Omit every picture and write out the rest of the records exactly.

-- BEGIN --

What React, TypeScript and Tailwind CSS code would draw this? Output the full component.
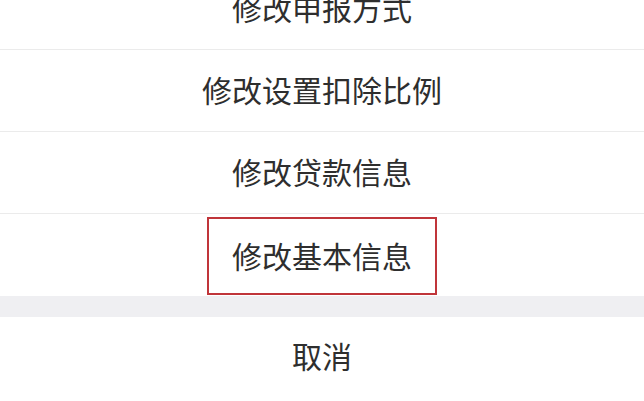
import React from "react";

const font = { fontFamily: '"Noto Sans CJK SC", "Noto Sans", sans-serif' };

function Row({ label, last }: { label: string; last?: boolean }) {
  return (
    <div
      className={
        "flex h-[82px] items-center justify-center bg-white " +
        (last ? "" : "border-b border-[#ebebeb]")
      }
    >
      <span className="pb-[4px] text-[30px] leading-none text-[#2e2e2e]">{label}</span>
    </div>
  );
}

export default function App() {
  return (
    <div className="h-[401px] w-[644px] overflow-hidden bg-white" style={font}>
      <div className="-mt-[32px] flex flex-col">
        <Row label="修改申报方式" />
        <Row label="修改设置扣除比例" />
        <Row label="修改贷款信息" />
        <div className="flex h-[82px] items-start justify-center bg-white">
          <div className="mt-[3px] flex h-[78px] w-[230px] items-center justify-center border-2 border-[#c0353a]">
            <span className="pb-[3px] text-[30px] leading-none text-[#2e2e2e]">修改基本信息</span>
          </div>
        </div>
        <div className="h-[21px] bg-[#efeff2]" />
        <div className="flex h-[83px] items-center justify-center bg-white">
          <span className="pb-[8px] text-[30px] leading-none text-[#2e2e2e]">取消</span>
        </div>
      </div>
    </div>
  );
}
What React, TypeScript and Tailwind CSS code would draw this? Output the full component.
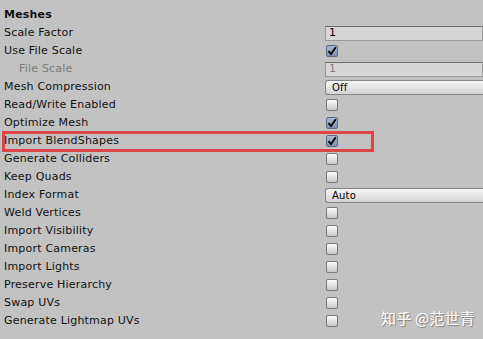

-- END --

__EXPECTED ANSWER__:
What React, TypeScript and Tailwind CSS code would draw this? Output the full component.
import React from "react";

const font = { fontFamily: '"Noto Sans CJK SC", "Noto Sans", sans-serif' };

function Row({ label, last }: { label: string; last?: boolean }) {
  return (
    <div
      className={
        "flex h-[82px] items-center justify-center bg-white " +
        (last ? "" : "border-b border-[#ebebeb]")
      }
    >
      <span className="pb-[4px] text-[30px] leading-none text-[#2e2e2e]">{label}</span>
    </div>
  );
}

export default function App() {
  return (
    <div className="h-[401px] w-[644px] overflow-hidden bg-white" style={font}>
      <div className="-mt-[32px] flex flex-col">
        <Row label="修改申报方式" />
        <Row label="修改设置扣除比例" />
        <Row label="修改贷款信息" />
        <div className="flex h-[82px] items-start justify-center bg-white">
          <div className="mt-[3px] flex h-[78px] w-[230px] items-center justify-center border-2 border-[#c0353a]">
            <span className="pb-[3px] text-[30px] leading-none text-[#2e2e2e]">修改基本信息</span>
          </div>
        </div>
        <div className="h-[21px] bg-[#efeff2]" />
        <div className="flex h-[83px] items-center justify-center bg-white">
          <span className="pb-[8px] text-[30px] leading-none text-[#2e2e2e]">取消</span>
        </div>
      </div>
    </div>
  );
}
What React, TypeScript and Tailwind CSS code would draw this? Output the full component.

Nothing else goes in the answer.